┌──

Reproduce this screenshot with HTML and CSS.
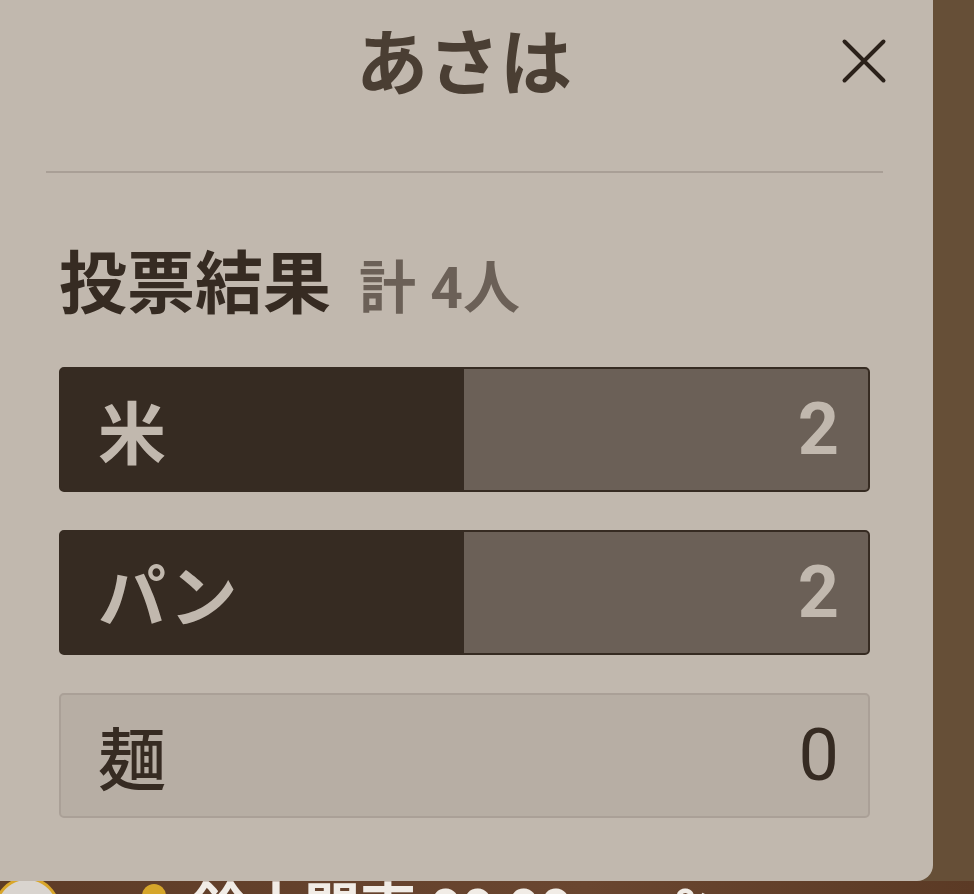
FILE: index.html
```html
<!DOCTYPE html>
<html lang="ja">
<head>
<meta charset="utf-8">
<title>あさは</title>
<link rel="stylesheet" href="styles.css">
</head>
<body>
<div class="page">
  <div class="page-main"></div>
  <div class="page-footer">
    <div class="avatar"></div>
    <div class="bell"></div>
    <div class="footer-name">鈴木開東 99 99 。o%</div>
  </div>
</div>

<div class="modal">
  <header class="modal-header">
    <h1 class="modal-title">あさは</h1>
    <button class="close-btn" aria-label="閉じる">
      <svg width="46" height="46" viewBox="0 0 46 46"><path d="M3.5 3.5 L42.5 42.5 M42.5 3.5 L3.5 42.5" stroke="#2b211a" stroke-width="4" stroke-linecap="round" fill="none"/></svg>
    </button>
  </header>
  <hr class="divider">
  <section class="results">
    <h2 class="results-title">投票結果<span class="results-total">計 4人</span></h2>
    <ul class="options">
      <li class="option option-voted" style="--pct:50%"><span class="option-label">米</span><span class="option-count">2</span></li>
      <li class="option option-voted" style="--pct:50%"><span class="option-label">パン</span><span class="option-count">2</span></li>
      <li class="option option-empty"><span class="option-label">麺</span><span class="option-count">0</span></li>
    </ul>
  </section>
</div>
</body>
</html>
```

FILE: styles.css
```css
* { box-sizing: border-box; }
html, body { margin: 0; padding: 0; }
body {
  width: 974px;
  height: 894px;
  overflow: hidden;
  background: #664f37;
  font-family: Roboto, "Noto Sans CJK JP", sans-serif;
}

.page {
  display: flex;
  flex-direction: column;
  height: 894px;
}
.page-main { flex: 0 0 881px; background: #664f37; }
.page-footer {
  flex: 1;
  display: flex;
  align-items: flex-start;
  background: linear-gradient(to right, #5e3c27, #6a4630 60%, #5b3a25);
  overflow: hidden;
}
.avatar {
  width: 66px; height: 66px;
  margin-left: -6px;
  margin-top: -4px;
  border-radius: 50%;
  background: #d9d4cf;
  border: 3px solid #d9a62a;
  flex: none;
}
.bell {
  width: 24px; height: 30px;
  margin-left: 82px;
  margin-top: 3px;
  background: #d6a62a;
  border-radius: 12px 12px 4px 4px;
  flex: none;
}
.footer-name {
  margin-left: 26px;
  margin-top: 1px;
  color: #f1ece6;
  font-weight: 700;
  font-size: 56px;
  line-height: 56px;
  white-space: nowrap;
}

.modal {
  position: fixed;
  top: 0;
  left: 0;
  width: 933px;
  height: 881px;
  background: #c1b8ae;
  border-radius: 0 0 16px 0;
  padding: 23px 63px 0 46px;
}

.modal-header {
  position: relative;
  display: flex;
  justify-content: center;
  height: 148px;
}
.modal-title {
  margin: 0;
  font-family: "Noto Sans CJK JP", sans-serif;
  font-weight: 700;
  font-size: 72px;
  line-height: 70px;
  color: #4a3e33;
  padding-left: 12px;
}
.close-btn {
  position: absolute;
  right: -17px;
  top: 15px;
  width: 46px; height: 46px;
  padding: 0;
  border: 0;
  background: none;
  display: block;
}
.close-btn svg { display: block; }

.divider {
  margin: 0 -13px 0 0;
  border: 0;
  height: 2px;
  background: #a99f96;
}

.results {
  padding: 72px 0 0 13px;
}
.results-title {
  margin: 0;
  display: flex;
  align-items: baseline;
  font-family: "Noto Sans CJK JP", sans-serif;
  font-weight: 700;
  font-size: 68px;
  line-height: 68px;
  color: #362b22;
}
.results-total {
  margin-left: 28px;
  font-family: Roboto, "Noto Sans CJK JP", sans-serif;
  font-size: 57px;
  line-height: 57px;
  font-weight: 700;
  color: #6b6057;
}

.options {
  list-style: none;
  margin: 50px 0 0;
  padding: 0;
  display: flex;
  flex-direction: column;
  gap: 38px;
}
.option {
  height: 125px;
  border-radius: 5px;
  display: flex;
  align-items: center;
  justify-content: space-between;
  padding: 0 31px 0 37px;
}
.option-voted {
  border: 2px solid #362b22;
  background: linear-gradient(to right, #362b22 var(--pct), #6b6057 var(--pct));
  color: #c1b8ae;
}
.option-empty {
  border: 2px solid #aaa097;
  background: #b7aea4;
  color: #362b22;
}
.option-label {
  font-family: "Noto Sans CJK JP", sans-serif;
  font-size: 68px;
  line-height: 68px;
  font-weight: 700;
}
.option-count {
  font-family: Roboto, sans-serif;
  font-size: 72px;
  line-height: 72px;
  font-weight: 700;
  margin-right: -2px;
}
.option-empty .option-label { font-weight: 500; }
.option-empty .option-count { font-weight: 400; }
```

└──

• DIRECTIONS
Transcribe the whole listing exactly. Pictures are excluded.

• RESPONSE
Reproduce this screenshot with HTML and CSS.
FILE: index.html
```html
<!DOCTYPE html>
<html lang="ja">
<head>
<meta charset="utf-8">
<title>あさは</title>
<link rel="stylesheet" href="styles.css">
</head>
<body>
<div class="page">
  <div class="page-main"></div>
  <div class="page-footer">
    <div class="avatar"></div>
    <div class="bell"></div>
    <div class="footer-name">鈴木開東 99 99 。o%</div>
  </div>
</div>

<div class="modal">
  <header class="modal-header">
    <h1 class="modal-title">あさは</h1>
    <button class="close-btn" aria-label="閉じる">
      <svg width="46" height="46" viewBox="0 0 46 46"><path d="M3.5 3.5 L42.5 42.5 M42.5 3.5 L3.5 42.5" stroke="#2b211a" stroke-width="4" stroke-linecap="round" fill="none"/></svg>
    </button>
  </header>
  <hr class="divider">
  <section class="results">
    <h2 class="results-title">投票結果<span class="results-total">計 4人</span></h2>
    <ul class="options">
      <li class="option option-voted" style="--pct:50%"><span class="option-label">米</span><span class="option-count">2</span></li>
      <li class="option option-voted" style="--pct:50%"><span class="option-label">パン</span><span class="option-count">2</span></li>
      <li class="option option-empty"><span class="option-label">麺</span><span class="option-count">0</span></li>
    </ul>
  </section>
</div>
</body>
</html>
```

FILE: styles.css
```css
* { box-sizing: border-box; }
html, body { margin: 0; padding: 0; }
body {
  width: 974px;
  height: 894px;
  overflow: hidden;
  background: #664f37;
  font-family: Roboto, "Noto Sans CJK JP", sans-serif;
}

.page {
  display: flex;
  flex-direction: column;
  height: 894px;
}
.page-main { flex: 0 0 881px; background: #664f37; }
.page-footer {
  flex: 1;
  display: flex;
  align-items: flex-start;
  background: linear-gradient(to right, #5e3c27, #6a4630 60%, #5b3a25);
  overflow: hidden;
}
.avatar {
  width: 66px; height: 66px;
  margin-left: -6px;
  margin-top: -4px;
  border-radius: 50%;
  background: #d9d4cf;
  border: 3px solid #d9a62a;
  flex: none;
}
.bell {
  width: 24px; height: 30px;
  margin-left: 82px;
  margin-top: 3px;
  background: #d6a62a;
  border-radius: 12px 12px 4px 4px;
  flex: none;
}
.footer-name {
  margin-left: 26px;
  margin-top: 1px;
  color: #f1ece6;
  font-weight: 700;
  font-size: 56px;
  line-height: 56px;
  white-space: nowrap;
}

.modal {
  position: fixed;
  top: 0;
  left: 0;
  width: 933px;
  height: 881px;
  background: #c1b8ae;
  border-radius: 0 0 16px 0;
  padding: 23px 63px 0 46px;
}

.modal-header {
  position: relative;
  display: flex;
  justify-content: center;
  height: 148px;
}
.modal-title {
  margin: 0;
  font-family: "Noto Sans CJK JP", sans-serif;
  font-weight: 700;
  font-size: 72px;
  line-height: 70px;
  color: #4a3e33;
  padding-left: 12px;
}
.close-btn {
  position: absolute;
  right: -17px;
  top: 15px;
  width: 46px; height: 46px;
  padding: 0;
  border: 0;
  background: none;
  display: block;
}
.close-btn svg { display: block; }

.divider {
  margin: 0 -13px 0 0;
  border: 0;
  height: 2px;
  background: #a99f96;
}

.results {
  padding: 72px 0 0 13px;
}
.results-title {
  margin: 0;
  display: flex;
  align-items: baseline;
  font-family: "Noto Sans CJK JP", sans-serif;
  font-weight: 700;
  font-size: 68px;
  line-height: 68px;
  color: #362b22;
}
.results-total {
  margin-left: 28px;
  font-family: Roboto, "Noto Sans CJK JP", sans-serif;
  font-size: 57px;
  line-height: 57px;
  font-weight: 700;
  color: #6b6057;
}

.options {
  list-style: none;
  margin: 50px 0 0;
  padding: 0;
  display: flex;
  flex-direction: column;
  gap: 38px;
}
.option {
  height: 125px;
  border-radius: 5px;
  display: flex;
  align-items: center;
  justify-content: space-between;
  padding: 0 31px 0 37px;
}
.option-voted {
  border: 2px solid #362b22;
  background: linear-gradient(to right, #362b22 var(--pct), #6b6057 var(--pct));
  color: #c1b8ae;
}
.option-empty {
  border: 2px solid #aaa097;
  background: #b7aea4;
  color: #362b22;
}
.option-label {
  font-family: "Noto Sans CJK JP", sans-serif;
  font-size: 68px;
  line-height: 68px;
  font-weight: 700;
}
.option-count {
  font-family: Roboto, sans-serif;
  font-size: 72px;
  line-height: 72px;
  font-weight: 700;
  margin-right: -2px;
}
.option-empty .option-label { font-weight: 500; }
.option-empty .option-count { font-weight: 400; }
```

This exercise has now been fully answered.